-- Start Data excerpt --

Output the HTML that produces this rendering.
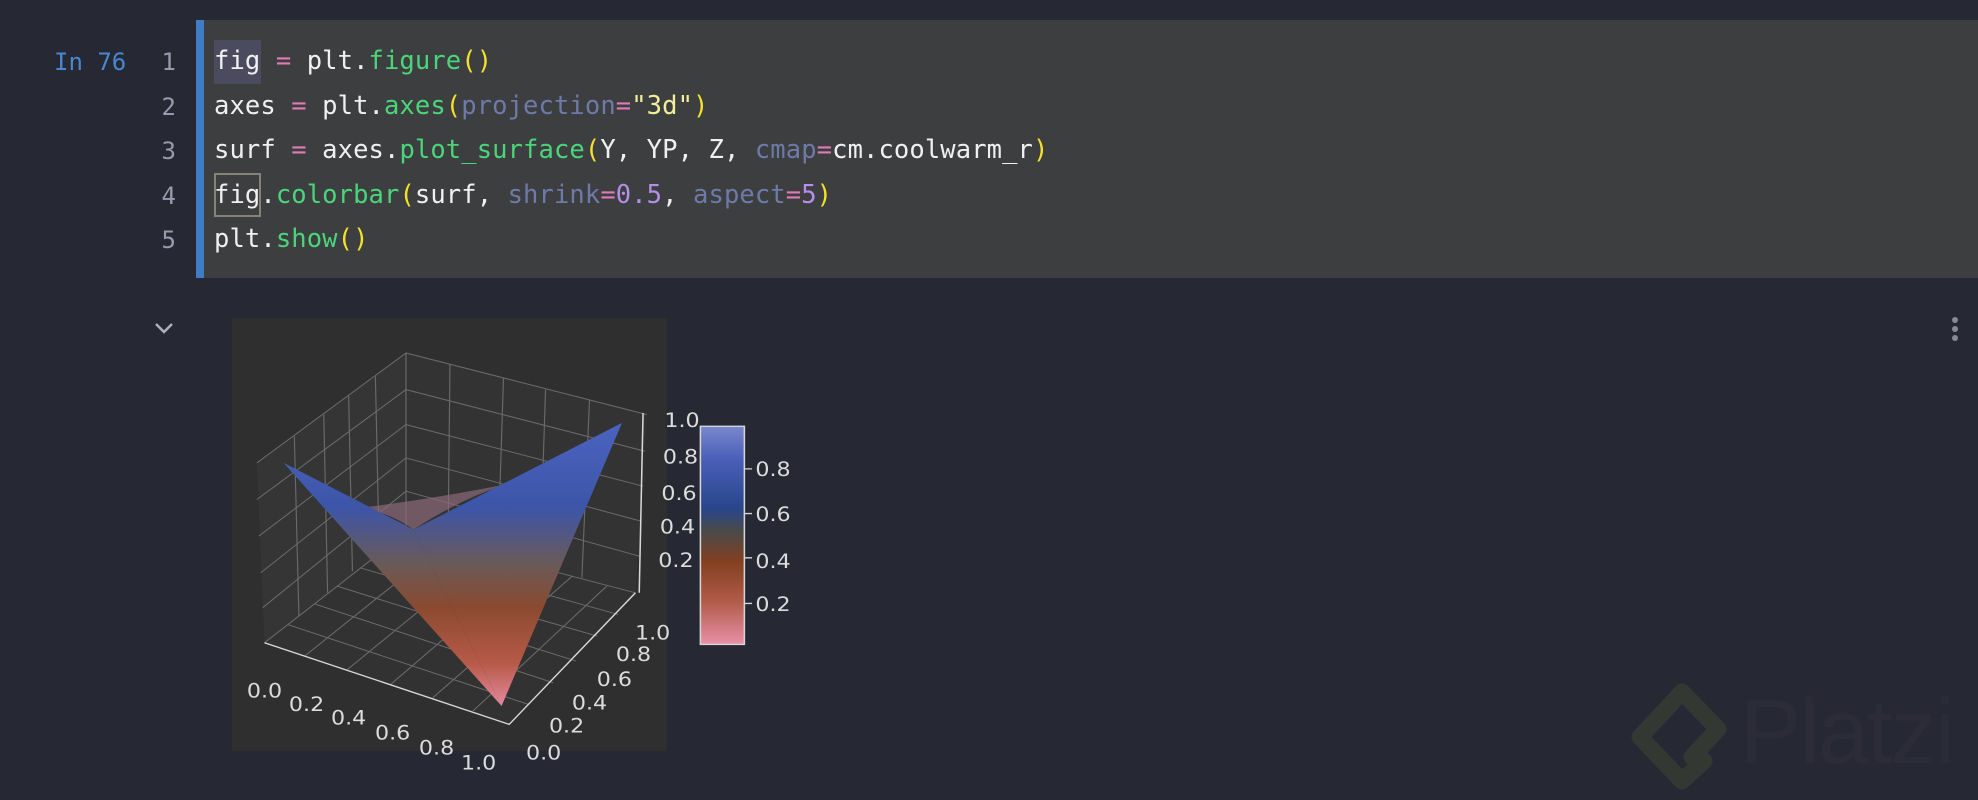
<!DOCTYPE html>
<html><head><meta charset="utf-8"><style>
*{margin:0;padding:0;box-sizing:border-box}
body{width:1978px;height:800px;background:#262833;position:relative;overflow:hidden;font-family:"DejaVu Sans Mono","Liberation Mono",monospace}
.cell{position:absolute;left:196px;top:20px;width:1782px;height:258px;background:#3d3e40;border-left:8px solid #3f7ec4}
.ln{position:absolute;font-size:24px;color:#9a9aae;width:30px;text-align:right;left:146px}
.code{position:absolute;left:214px;font-size:25.5px;color:#f0f0f0;white-space:pre;letter-spacing:0.1px}
.in{position:absolute;left:54px;top:48px;font-size:24px;color:#4a86cf}
.g{color:#4bd57a}.y{color:#f4e22a}.p{color:#e07bb8}.k{color:#6e7aa8}.s{color:#f2ef9a}.n{color:#b48ee8}
</style></head><body>
<div class="cell"></div>
<div class="in">In 76</div>
<div class="ln" style="top:48px">1</div>
<div class="ln" style="top:93px">2</div>
<div class="ln" style="top:137px">3</div>
<div class="ln" style="top:182px">4</div>
<div class="ln" style="top:226px">5</div>
<div style="position:absolute;left:214px;top:40px;width:47px;height:44px;background:#4a4b5e"></div>
<div style="position:absolute;left:214px;top:173px;width:47px;height:44px;border:2px solid #86827a"></div>
<div class="code" style="top:46px">fig <span class="p">=</span> plt.<span class="g">figure</span><span class="y">()</span></div>
<div class="code" style="top:91px">axes <span class="p">=</span> plt.<span class="g">axes</span><span class="y">(</span><span class="k">projection</span><span class="p">=</span><span class="s">"3d"</span><span class="y">)</span></div>
<div class="code" style="top:135px">surf <span class="p">=</span> axes.<span class="g">plot_surface</span><span class="y">(</span>Y, YP, Z, <span class="k">cmap</span><span class="p">=</span>cm.coolwarm_r<span class="y">)</span></div>
<div class="code" style="top:180px">fig.<span class="g">colorbar</span><span class="y">(</span>surf, <span class="k">shrink</span><span class="p">=</span><span class="n">0.5</span>, <span class="k">aspect</span><span class="p">=</span><span class="n">5</span><span class="y">)</span></div>
<div class="code" style="top:224px">plt.<span class="g">show</span><span class="y">()</span></div>

<svg style="position:absolute;left:154px;top:322px" width="20" height="12" viewBox="0 0 20 12"><path d="M2 2 L10 10 L18 2" fill="none" stroke="#b0b0bc" stroke-width="2.5"/></svg>
<div style="position:absolute;left:1952px;top:317px;width:6px;height:6px;border-radius:3px;background:#8a8a96;box-shadow:0 9px 0 #8a8a96,0 18px 0 #8a8a96"></div>

<svg style="position:absolute;left:232px;top:318px" width="564" height="458" viewBox="85 55 1475 1375" preserveAspectRatio="none" font-family="DejaVu Sans,Liberation Sans,sans-serif">
<defs>
<linearGradient id="sg" x1="0" y1="370" x2="0" y2="1220" gradientUnits="userSpaceOnUse">
<stop offset="0" stop-color="#4a63c0"/><stop offset="0.3" stop-color="#3d55a8"/><stop offset="0.5" stop-color="#6a5a58"/><stop offset="0.65" stop-color="#8a4a30"/><stop offset="0.85" stop-color="#b85a48"/><stop offset="1" stop-color="#e48aa0"/></linearGradient>
<linearGradient id="cb" x1="0" y1="380" x2="0" y2="1035" gradientUnits="userSpaceOnUse">
<stop offset="0" stop-color="#7a88cc"/><stop offset="0.15" stop-color="#4a5fb8"/><stop offset="0.38" stop-color="#28468a"/><stop offset="0.48" stop-color="#4a4a4a"/><stop offset="0.62" stop-color="#824020"/><stop offset="0.8" stop-color="#b05a48"/><stop offset="1" stop-color="#e890a8"/></linearGradient>
</defs>
<rect x="85" y="55" width="1137" height="1300" fill="#2f2f2f"/>
<polygon points="170,1030 150,490 540,160 540,700" fill="#353535"/>
<polygon points="540,700 540,160 1170,345 1140,880" fill="#333333"/>
<polygon points="170,1030 540,700 1140,880 810,1275" fill="#323232"/>
<g stroke="#6a6a6a" stroke-width="3" fill="none">
<path d="M150,490 L540,160 L1170,345 M540,160 L540,700 M170,1030 L540,700 L1140,880"/>
<path d="M150,600 L540,270 L1165,455 M155,710 L540,375 L1160,560 M160,820 L540,475 L1155,665 M165,925 L540,575 L1150,770"/>
<path d="M248,410 L260,950 M325,345 L335,880 M390,290 L400,815 M460,230 L470,760 M655,195 L650,730 M795,235 L780,770 M905,270 L890,800 M1020,300 L1000,835"/>
<path d="M275,1070 L650,725 M385,1112 L760,760 M500,1155 L865,795 M610,1195 L975,830 M715,1235 L1065,860"/>
<path d="M230,975 L860,1215 M300,913 L925,1150 M360,860 L985,1085 M420,805 L1040,1010 M480,750 L1095,945"/>
</g>
<path d="M420,625 Q500,640 560,690 Q680,600 800,555 Q600,600 420,625Z" fill="#8a6a78" opacity="0.7"/>
<polygon points="220,490 560,690 790,1220" fill="url(#sg)"/>
<polygon points="560,690 1105,370 790,1220" fill="url(#sg)"/>
<g stroke="#d8d8d8" stroke-width="4" fill="none">
<path d="M170,1030 L810,1275 L1140,880 M1160,340 L1150,880"/>
</g>
<g fill="#dcdcdc" font-size="58" text-anchor="middle">
<text x="170" y="1195">0.0</text><text x="280" y="1235">0.2</text><text x="390" y="1275">0.4</text><text x="505" y="1320">0.6</text><text x="620" y="1365">0.8</text><text x="730" y="1410">1.0</text>
<text x="900" y="1380">0.0</text><text x="960" y="1300">0.2</text><text x="1020" y="1230">0.4</text><text x="1085" y="1160">0.6</text><text x="1135" y="1085">0.8</text><text x="1185" y="1020">1.0</text>
<text x="1262" y="382">1.0</text><text x="1258" y="492">0.8</text><text x="1254" y="602">0.6</text><text x="1250" y="702">0.4</text><text x="1246" y="802">0.2</text>
<text x="1500" y="530">0.8</text><text x="1500" y="665">0.6</text><text x="1500" y="805">0.4</text><text x="1500" y="935">0.2</text>
</g>
<rect x="1310" y="380" width="115" height="655" fill="url(#cb)" stroke="#d8d8d8" stroke-width="4"/>
<g stroke="#d8d8d8" stroke-width="4"><path d="M1425,508 L1445,508 M1425,642 L1445,642 M1425,775 L1445,775 M1425,912 L1445,912"/></g>
</svg>

<svg style="position:absolute;left:1620px;top:675px" width="110" height="125" viewBox="0 0 110 125"><path d="M84,86 L62,106 L20,62 L62,17 L98,54 L72,82" fill="none" stroke="#333833" stroke-width="17" stroke-linejoin="round" stroke-linecap="round"/></svg>
<div style="position:absolute;left:1740px;top:680px;font-family:'Liberation Sans',sans-serif;font-size:92px;color:#2c2c38;letter-spacing:-2px">Platzi</div>
</body></html>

-- End Data excerpt --

• _Exercise goal_
Quote the material exactly. Pictures stay out.

• _Result_
Output the HTML that produces this rendering.
<!DOCTYPE html>
<html><head><meta charset="utf-8"><style>
*{margin:0;padding:0;box-sizing:border-box}
body{width:1978px;height:800px;background:#262833;position:relative;overflow:hidden;font-family:"DejaVu Sans Mono","Liberation Mono",monospace}
.cell{position:absolute;left:196px;top:20px;width:1782px;height:258px;background:#3d3e40;border-left:8px solid #3f7ec4}
.ln{position:absolute;font-size:24px;color:#9a9aae;width:30px;text-align:right;left:146px}
.code{position:absolute;left:214px;font-size:25.5px;color:#f0f0f0;white-space:pre;letter-spacing:0.1px}
.in{position:absolute;left:54px;top:48px;font-size:24px;color:#4a86cf}
.g{color:#4bd57a}.y{color:#f4e22a}.p{color:#e07bb8}.k{color:#6e7aa8}.s{color:#f2ef9a}.n{color:#b48ee8}
</style></head><body>
<div class="cell"></div>
<div class="in">In 76</div>
<div class="ln" style="top:48px">1</div>
<div class="ln" style="top:93px">2</div>
<div class="ln" style="top:137px">3</div>
<div class="ln" style="top:182px">4</div>
<div class="ln" style="top:226px">5</div>
<div style="position:absolute;left:214px;top:40px;width:47px;height:44px;background:#4a4b5e"></div>
<div style="position:absolute;left:214px;top:173px;width:47px;height:44px;border:2px solid #86827a"></div>
<div class="code" style="top:46px">fig <span class="p">=</span> plt.<span class="g">figure</span><span class="y">()</span></div>
<div class="code" style="top:91px">axes <span class="p">=</span> plt.<span class="g">axes</span><span class="y">(</span><span class="k">projection</span><span class="p">=</span><span class="s">"3d"</span><span class="y">)</span></div>
<div class="code" style="top:135px">surf <span class="p">=</span> axes.<span class="g">plot_surface</span><span class="y">(</span>Y, YP, Z, <span class="k">cmap</span><span class="p">=</span>cm.coolwarm_r<span class="y">)</span></div>
<div class="code" style="top:180px">fig.<span class="g">colorbar</span><span class="y">(</span>surf, <span class="k">shrink</span><span class="p">=</span><span class="n">0.5</span>, <span class="k">aspect</span><span class="p">=</span><span class="n">5</span><span class="y">)</span></div>
<div class="code" style="top:224px">plt.<span class="g">show</span><span class="y">()</span></div>

<svg style="position:absolute;left:154px;top:322px" width="20" height="12" viewBox="0 0 20 12"><path d="M2 2 L10 10 L18 2" fill="none" stroke="#b0b0bc" stroke-width="2.5"/></svg>
<div style="position:absolute;left:1952px;top:317px;width:6px;height:6px;border-radius:3px;background:#8a8a96;box-shadow:0 9px 0 #8a8a96,0 18px 0 #8a8a96"></div>

<svg style="position:absolute;left:232px;top:318px" width="564" height="458" viewBox="85 55 1475 1375" preserveAspectRatio="none" font-family="DejaVu Sans,Liberation Sans,sans-serif">
<defs>
<linearGradient id="sg" x1="0" y1="370" x2="0" y2="1220" gradientUnits="userSpaceOnUse">
<stop offset="0" stop-color="#4a63c0"/><stop offset="0.3" stop-color="#3d55a8"/><stop offset="0.5" stop-color="#6a5a58"/><stop offset="0.65" stop-color="#8a4a30"/><stop offset="0.85" stop-color="#b85a48"/><stop offset="1" stop-color="#e48aa0"/></linearGradient>
<linearGradient id="cb" x1="0" y1="380" x2="0" y2="1035" gradientUnits="userSpaceOnUse">
<stop offset="0" stop-color="#7a88cc"/><stop offset="0.15" stop-color="#4a5fb8"/><stop offset="0.38" stop-color="#28468a"/><stop offset="0.48" stop-color="#4a4a4a"/><stop offset="0.62" stop-color="#824020"/><stop offset="0.8" stop-color="#b05a48"/><stop offset="1" stop-color="#e890a8"/></linearGradient>
</defs>
<rect x="85" y="55" width="1137" height="1300" fill="#2f2f2f"/>
<polygon points="170,1030 150,490 540,160 540,700" fill="#353535"/>
<polygon points="540,700 540,160 1170,345 1140,880" fill="#333333"/>
<polygon points="170,1030 540,700 1140,880 810,1275" fill="#323232"/>
<g stroke="#6a6a6a" stroke-width="3" fill="none">
<path d="M150,490 L540,160 L1170,345 M540,160 L540,700 M170,1030 L540,700 L1140,880"/>
<path d="M150,600 L540,270 L1165,455 M155,710 L540,375 L1160,560 M160,820 L540,475 L1155,665 M165,925 L540,575 L1150,770"/>
<path d="M248,410 L260,950 M325,345 L335,880 M390,290 L400,815 M460,230 L470,760 M655,195 L650,730 M795,235 L780,770 M905,270 L890,800 M1020,300 L1000,835"/>
<path d="M275,1070 L650,725 M385,1112 L760,760 M500,1155 L865,795 M610,1195 L975,830 M715,1235 L1065,860"/>
<path d="M230,975 L860,1215 M300,913 L925,1150 M360,860 L985,1085 M420,805 L1040,1010 M480,750 L1095,945"/>
</g>
<path d="M420,625 Q500,640 560,690 Q680,600 800,555 Q600,600 420,625Z" fill="#8a6a78" opacity="0.7"/>
<polygon points="220,490 560,690 790,1220" fill="url(#sg)"/>
<polygon points="560,690 1105,370 790,1220" fill="url(#sg)"/>
<g stroke="#d8d8d8" stroke-width="4" fill="none">
<path d="M170,1030 L810,1275 L1140,880 M1160,340 L1150,880"/>
</g>
<g fill="#dcdcdc" font-size="58" text-anchor="middle">
<text x="170" y="1195">0.0</text><text x="280" y="1235">0.2</text><text x="390" y="1275">0.4</text><text x="505" y="1320">0.6</text><text x="620" y="1365">0.8</text><text x="730" y="1410">1.0</text>
<text x="900" y="1380">0.0</text><text x="960" y="1300">0.2</text><text x="1020" y="1230">0.4</text><text x="1085" y="1160">0.6</text><text x="1135" y="1085">0.8</text><text x="1185" y="1020">1.0</text>
<text x="1262" y="382">1.0</text><text x="1258" y="492">0.8</text><text x="1254" y="602">0.6</text><text x="1250" y="702">0.4</text><text x="1246" y="802">0.2</text>
<text x="1500" y="530">0.8</text><text x="1500" y="665">0.6</text><text x="1500" y="805">0.4</text><text x="1500" y="935">0.2</text>
</g>
<rect x="1310" y="380" width="115" height="655" fill="url(#cb)" stroke="#d8d8d8" stroke-width="4"/>
<g stroke="#d8d8d8" stroke-width="4"><path d="M1425,508 L1445,508 M1425,642 L1445,642 M1425,775 L1445,775 M1425,912 L1445,912"/></g>
</svg>

<svg style="position:absolute;left:1620px;top:675px" width="110" height="125" viewBox="0 0 110 125"><path d="M84,86 L62,106 L20,62 L62,17 L98,54 L72,82" fill="none" stroke="#333833" stroke-width="17" stroke-linejoin="round" stroke-linecap="round"/></svg>
<div style="position:absolute;left:1740px;top:680px;font-family:'Liberation Sans',sans-serif;font-size:92px;color:#2c2c38;letter-spacing:-2px">Platzi</div>
</body></html>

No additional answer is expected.